***** MATERIAL

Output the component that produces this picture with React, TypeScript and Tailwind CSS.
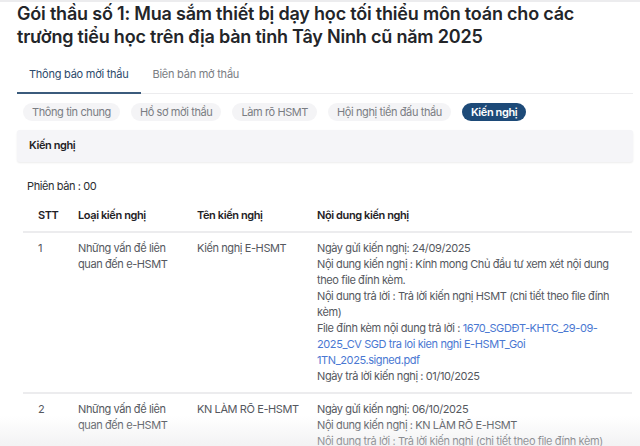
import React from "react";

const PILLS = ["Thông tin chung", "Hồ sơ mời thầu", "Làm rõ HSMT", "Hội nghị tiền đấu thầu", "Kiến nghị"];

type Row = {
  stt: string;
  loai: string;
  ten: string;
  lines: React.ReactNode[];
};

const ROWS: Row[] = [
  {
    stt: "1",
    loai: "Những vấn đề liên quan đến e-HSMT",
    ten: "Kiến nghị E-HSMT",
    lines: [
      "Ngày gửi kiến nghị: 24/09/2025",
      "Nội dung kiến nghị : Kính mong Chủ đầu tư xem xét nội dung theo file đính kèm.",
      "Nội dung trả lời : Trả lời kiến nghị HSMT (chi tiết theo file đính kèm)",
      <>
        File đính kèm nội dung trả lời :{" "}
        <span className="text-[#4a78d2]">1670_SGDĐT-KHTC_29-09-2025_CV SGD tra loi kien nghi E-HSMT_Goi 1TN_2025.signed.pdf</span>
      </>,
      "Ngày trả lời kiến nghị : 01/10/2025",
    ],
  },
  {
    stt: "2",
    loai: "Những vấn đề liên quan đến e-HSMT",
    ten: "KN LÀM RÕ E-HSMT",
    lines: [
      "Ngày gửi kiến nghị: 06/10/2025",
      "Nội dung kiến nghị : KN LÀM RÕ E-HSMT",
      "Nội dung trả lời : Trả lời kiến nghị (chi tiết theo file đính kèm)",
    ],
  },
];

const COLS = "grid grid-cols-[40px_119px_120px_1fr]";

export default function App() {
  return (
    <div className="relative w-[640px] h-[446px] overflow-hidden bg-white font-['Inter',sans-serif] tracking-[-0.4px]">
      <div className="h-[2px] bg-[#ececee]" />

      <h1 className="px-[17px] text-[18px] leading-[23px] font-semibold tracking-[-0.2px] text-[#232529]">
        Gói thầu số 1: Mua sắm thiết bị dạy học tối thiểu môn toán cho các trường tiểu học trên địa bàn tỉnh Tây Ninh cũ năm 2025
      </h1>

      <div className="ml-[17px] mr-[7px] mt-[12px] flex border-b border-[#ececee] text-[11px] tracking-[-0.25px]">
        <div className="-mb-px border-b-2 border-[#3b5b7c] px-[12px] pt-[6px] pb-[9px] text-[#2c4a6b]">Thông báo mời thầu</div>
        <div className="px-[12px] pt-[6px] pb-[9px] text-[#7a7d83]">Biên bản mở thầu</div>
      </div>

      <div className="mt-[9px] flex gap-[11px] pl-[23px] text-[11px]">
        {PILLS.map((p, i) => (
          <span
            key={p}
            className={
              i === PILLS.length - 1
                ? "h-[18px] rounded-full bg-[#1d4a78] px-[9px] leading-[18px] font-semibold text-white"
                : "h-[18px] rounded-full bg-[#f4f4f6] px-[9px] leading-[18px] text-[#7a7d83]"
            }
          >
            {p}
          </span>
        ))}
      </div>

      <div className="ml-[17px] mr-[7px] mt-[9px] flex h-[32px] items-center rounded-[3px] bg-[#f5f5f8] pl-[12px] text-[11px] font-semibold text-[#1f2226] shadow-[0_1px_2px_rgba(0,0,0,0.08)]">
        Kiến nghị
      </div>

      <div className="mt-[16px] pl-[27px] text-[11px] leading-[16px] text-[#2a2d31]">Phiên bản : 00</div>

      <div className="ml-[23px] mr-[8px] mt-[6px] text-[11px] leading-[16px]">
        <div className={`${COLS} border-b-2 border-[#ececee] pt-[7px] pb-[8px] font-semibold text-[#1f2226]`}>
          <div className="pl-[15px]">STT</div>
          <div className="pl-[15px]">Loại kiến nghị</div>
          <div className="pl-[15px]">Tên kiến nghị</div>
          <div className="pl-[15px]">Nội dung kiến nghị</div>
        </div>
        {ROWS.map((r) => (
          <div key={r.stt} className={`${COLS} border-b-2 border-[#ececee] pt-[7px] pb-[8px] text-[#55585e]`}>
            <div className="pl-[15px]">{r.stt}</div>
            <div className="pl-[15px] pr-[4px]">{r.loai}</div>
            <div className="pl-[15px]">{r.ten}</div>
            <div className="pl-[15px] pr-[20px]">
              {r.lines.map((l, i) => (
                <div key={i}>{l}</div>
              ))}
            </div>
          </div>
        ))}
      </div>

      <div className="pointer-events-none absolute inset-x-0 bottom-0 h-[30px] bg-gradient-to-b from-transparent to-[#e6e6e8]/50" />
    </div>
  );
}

**********

== DO THIS ==
Write out every line of the listing that holds the word "React".

== WRITTEN ANSWER ==
Output the component that produces this picture with React, TypeScript and Tailwind CSS.
import React from "react";
  lines: React.ReactNode[];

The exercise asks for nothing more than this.